Zunächst nicht erkennbar ist der Zusammenhang der tragischen Geschichte um Lucas Tod und den Auszügen aus dem Tagebuch Rembrandt Bugattis, geschrieben in den Jahren 1913 bis 1916. Die beiden Erzählungen scheinen weder örtlich noch von den Beteiligten her miteinander verbunden zu sein. Einzig der Umstand, dass auch in den Tagebuchauszügen vom tragischen Tod eines zufällig betroffenen Menschen die Rede ist, lässt eine – wenngleich weit her geholte – Parallele erkennen. Erst die im dritten Teil des Romans beschriebene Bergung eines alten Bugattis aus den Fluten des Lago Maggiore steht in Verbindung zu den ersten beiden Teilen und baut so eine Brücke zwischen dem Tagebuch und Lucas Tod. Angesichts der Tragik, die dem Roman zugrunde liegt, ist es nicht leicht, eine versöhnliche Ebene zu finden. Dea Loher bietet zumindest eine an, allerdings eine recht wacklige. Genau diese Erkenntnis allerdings, macht die Faszination von "Bugatti taucht auf" aus. Die Überlebenden gehen ihren Weg weiter und versuchen, jeder auf seine eigene Weise, mit dem Geschehenen umzugehen.

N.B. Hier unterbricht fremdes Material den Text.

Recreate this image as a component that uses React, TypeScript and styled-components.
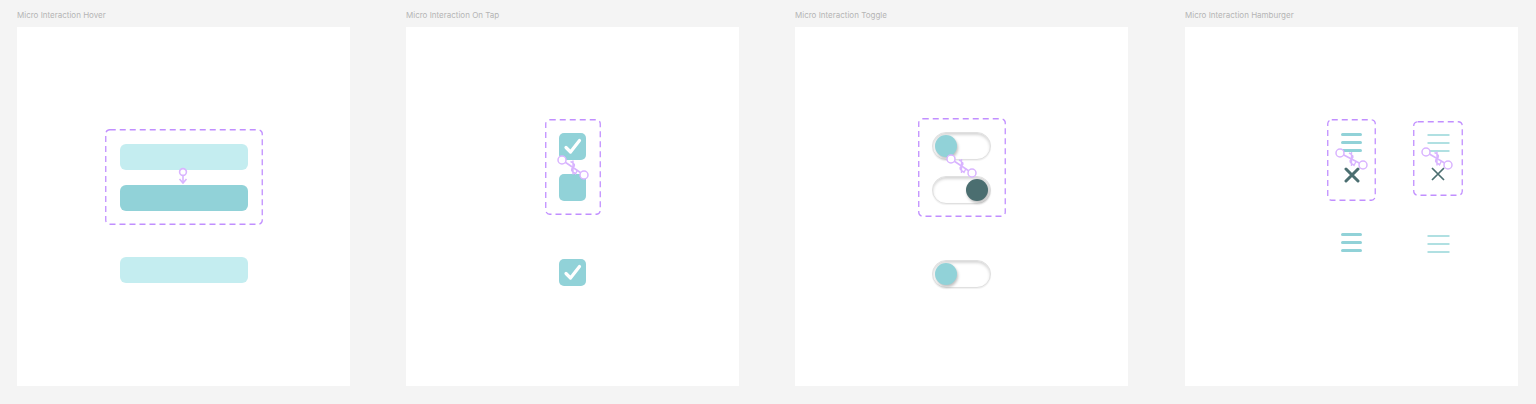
import styled, { createGlobalStyle } from 'styled-components';

const GlobalStyle = createGlobalStyle`
    body {
        margin: 0;
        background: #f4f4f4;
        font-family: Inter, 'Liberation Sans', sans-serif;
    }
`;

const TEAL = '#91d2d8';
const TEAL_LIGHT = '#c4edf0';
const DARK = '#4b6e70';
const LINK = '#d9b4ff';

type Pt = { x1: number; y1: number; x2: number; y2: number };

// prototype link between two states (the little purple noodle)
const Connector = ({ x1, y1, x2, y2 }: Pt) => {
    const mx = (x1 + x2) / 2;
    const my = (y1 + y2) / 2;
    return (
        <Overlay>
            <line x1={x1} y1={y1} x2={x2} y2={y2} stroke={LINK} strokeWidth="1.6" />
            <path
                d={`M${mx - 2.5} ${my - 6} Q${mx + 4} ${my - 3} ${mx} ${my} Q${mx - 4} ${my + 3} ${mx + 2.5} ${my + 6} M${mx - 1} ${my + 3.5} L${mx + 2.5} ${my + 6.5} L${mx + 4.5} ${my + 2.5} M${mx} ${my - 7} L${mx} ${my + 7}`}
                fill="none"
                stroke={LINK}
                strokeWidth="1.4"
            />
            <circle cx={x1} cy={y1} r="4" fill="#fff" stroke={LINK} strokeWidth="1.5" />
            <circle cx={x2} cy={y2} r="4" fill="#fff" stroke={LINK} strokeWidth="1.5" />
        </Overlay>
    );
};

const DownArrow = ({ x, y }: { x: number; y: number }) => (
    <Overlay>
        <line x1={x} y1={y} x2={x} y2={y + 11} stroke={LINK} strokeWidth="1.6" />
        <path d={`M${x - 3.5} ${y + 7} L${x} ${y + 11} L${x + 3.5} ${y + 7}`} fill="none" stroke={LINK} strokeWidth="1.6" />
        <circle cx={x} cy={y} r="3.4" fill="#fff" stroke={LINK} strokeWidth="1.6" />
    </Overlay>
);

const Outline = () => (
    <Overlay>
        <rect x="0.75" y="0.75" width="calc(100% - 1.5px)" height="calc(100% - 1.5px)" rx="4" fill="none" stroke="#c18fff" strokeWidth="1.3" strokeDasharray="6 4" />
    </Overlay>
);

const Check = () => (
    <svg width="27" height="27" viewBox="0 0 27 27">
        <path d="M7 14.5 L11.5 19 L20.5 7.5" fill="none" stroke="#fff" strokeWidth="3.2" strokeLinecap="round" strokeLinejoin="round" />
    </svg>
);

const Burger = ({ thin }: { thin?: boolean }) =>
    thin ? (
        <svg width="23" height="18" viewBox="0 0 23 18">
            {[1, 9, 17].map((y) => (
                <line key={y} x1="0.5" y1={y} x2="22.5" y2={y} stroke="#8fd3d6" strokeWidth="1.4" />
            ))}
        </svg>
    ) : (
        <svg width="21" height="19" viewBox="0 0 21 19">
            {[1.5, 9.5, 17.5].map((y) => (
                <line key={y} x1="1.5" y1={y} x2="19.5" y2={y} stroke={TEAL} strokeWidth="3" strokeLinecap="round" />
            ))}
        </svg>
    );

const Close = ({ thin }: { thin?: boolean }) => (
    <svg width="16" height="16" viewBox="0 0 16 16">
        <path d="M2 2 L14 14 M14 2 L2 14" stroke={DARK} strokeWidth={thin ? 1.7 : 3} strokeLinecap={thin ? 'butt' : 'round'} />
    </svg>
);

const App = () => {
    return (
        <>
            <GlobalStyle />
            <Page>
                <Column>
                    <Label>Micro Interaction Hover</Label>
                    <Frame $top={102}>
                        <DashedBox $w={158} $h={96} $gap={15}>
                            <Outline />
                            <Bar $tone="light" />
                            <Bar $tone="dark" />
                            <DownArrow x={78} y={43} />
                        </DashedBox>
                        <Spacer $h={32} />
                        <Bar $tone="light" />
                    </Frame>
                </Column>

                <Column>
                    <Label>Micro Interaction On Tap</Label>
                    <Frame $top={92}>
                        <DashedBox $w={56} $h={96} $gap={14}>
                            <Outline />
                            <CheckBox>
                                <Check />
                            </CheckBox>
                            <CheckBox />
                            <Connector x1={17} y1={41} x2={39} y2={56} />
                        </DashedBox>
                        <Spacer $h={44} />
                        <CheckBox>
                            <Check />
                        </CheckBox>
                    </Frame>
                </Column>

                <Column>
                    <Label>Micro Interaction Toggle</Label>
                    <Frame $top={91}>
                        <DashedBox $w={88} $h={99} $gap={16}>
                            <Outline />
                            <Toggle>
                                <Knob />
                            </Toggle>
                            <Toggle $on>
                                <Knob $on />
                            </Toggle>
                            <Connector x1={33} y1={41} x2={54} y2={55} />
                        </DashedBox>
                        <Spacer $h={43} />
                        <Toggle>
                            <Knob />
                        </Toggle>
                    </Frame>
                </Column>

                <Column $shift={1}>
                    <Label>Micro Interaction Hamburger</Label>
                    <BurgerFrame>
                        <BurgerCol $top={92}>
                            <IconBox $w={49} $h={82} $pad={14} $gap={15}>
                                <Outline />
                                <Burger />
                                <Close />
                                <Connector x1={13} y1={34} x2={36} y2={46} />
                            </IconBox>
                            <Spacer $h={32} />
                            <Burger />
                        </BurgerCol>
                        <BurgerCol $top={94}>
                            <IconBox $w={50} $h={75} $pad={13} $gap={14}>
                                <Outline />
                                <Burger thin />
                                <Close thin />
                                <Connector x1={13} y1={31} x2={35} y2={44} />
                            </IconBox>
                            <Spacer $h={39} />
                            <Burger thin />
                        </BurgerCol>
                    </BurgerFrame>
                </Column>
            </Page>
        </>
    );
};

export default App;

const Page = styled.div`
    display: flex;
    gap: 56px;
    padding: 10px 18px 0 17px;
`;

const Column = styled.section<{ $shift?: number }>`
    width: 333px;
    margin-left: ${(p) => p.$shift || 0}px;
    display: flex;
    flex-direction: column;
`;

const Label = styled.div`
    height: 11px;
    margin-bottom: 6px;
    font-size: 8px;
    line-height: 11px;
    color: #b4b4b4;
    white-space: nowrap;
`;

const Frame = styled.div<{ $top: number }>`
    height: 359px;
    box-sizing: border-box;
    padding-top: ${(p) => p.$top}px;
    background: #fff;
    display: flex;
    flex-direction: column;
    align-items: center;
`;

const BurgerFrame = styled.div`
    height: 359px;
    box-sizing: border-box;
    padding-left: 142px;
    background: #fff;
    display: flex;
    gap: 37px;
`;

const BurgerCol = styled.div<{ $top: number }>`
    padding-top: ${(p) => p.$top}px;
    display: flex;
    flex-direction: column;
    align-items: center;
`;

const DashedBox = styled.div<{ $w: number; $h: number; $gap: number }>`
    position: relative;
    width: ${(p) => p.$w}px;
    height: ${(p) => p.$h}px;
    display: flex;
    flex-direction: column;
    align-items: center;
    justify-content: center;
    gap: ${(p) => p.$gap}px;
`;

const IconBox = styled.div<{ $w: number; $h: number; $pad: number; $gap: number }>`
    position: relative;
    box-sizing: border-box;
    width: ${(p) => p.$w}px;
    height: ${(p) => p.$h}px;
    padding-top: ${(p) => p.$pad}px;
    display: flex;
    flex-direction: column;
    align-items: center;
    gap: ${(p) => p.$gap}px;
`;

const Overlay = styled.svg`
    position: absolute;
    inset: 0;
    width: 100%;
    height: 100%;
    overflow: visible;
    pointer-events: none;
`;

const Spacer = styled.div<{ $h: number }>`
    height: ${(p) => p.$h}px;
    flex-shrink: 0;
`;

const Bar = styled.div<{ $tone: 'light' | 'dark' }>`
    width: 128px;
    height: 26px;
    border-radius: 6px;
    background: ${(p) => (p.$tone === 'light' ? TEAL_LIGHT : TEAL)};
`;

const CheckBox = styled.div`
    width: 27px;
    height: 27px;
    border-radius: 5px;
    background: ${TEAL};
    display: flex;
`;

const Toggle = styled.div<{ $on?: boolean }>`
    box-sizing: border-box;
    width: 59px;
    height: 28px;
    padding: 0 2px;
    border-radius: 14px;
    background: #fff;
    border: 1px solid #e0e0e0;
    box-shadow: inset 0 2px 3px rgba(0, 0, 0, 0.16), 0 1px 1px rgba(0, 0, 0, 0.06);
    display: flex;
    align-items: center;
    justify-content: ${(p) => (p.$on ? 'flex-end' : 'flex-start')};
`;

const Knob = styled.div<{ $on?: boolean }>`
    width: 22px;
    height: 22px;
    border-radius: 50%;
    background: ${(p) => (p.$on ? DARK : TEAL)};
    box-shadow: 1px 2px 3px rgba(0, 0, 0, 0.25);
`;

Dea Loher bedient sich einer knappen, leicht distanzierten Sprache – sowohl beim an sich persönlich gefärbten Tagebuch wie auch in der protokollartigen Schilderung von Lucas Tod und dem romanhaftesten der drei Teile, der Bergung des Bugattis. Sie verlangt von den Lesern ein hohes Maß an Aufmerksamkeit, bietet ihm dafür eine einzigartige Mischung von Betroffenheit, Distanz und letztlich auch Voyeurismus. Dass sie dabei einen eher ungewöhnlichen Weg beschreitet, kommt dem Roman nicht nur zugute. Da und dort überschreitet sie Grenzen zur Langatmigkeit und lässt leichten Überdruss aufkommen. Dennoch präsentiert sie mit "Bugatti taucht auf" ein Stück Faszination und erweist sich als geschickte Erzählerin.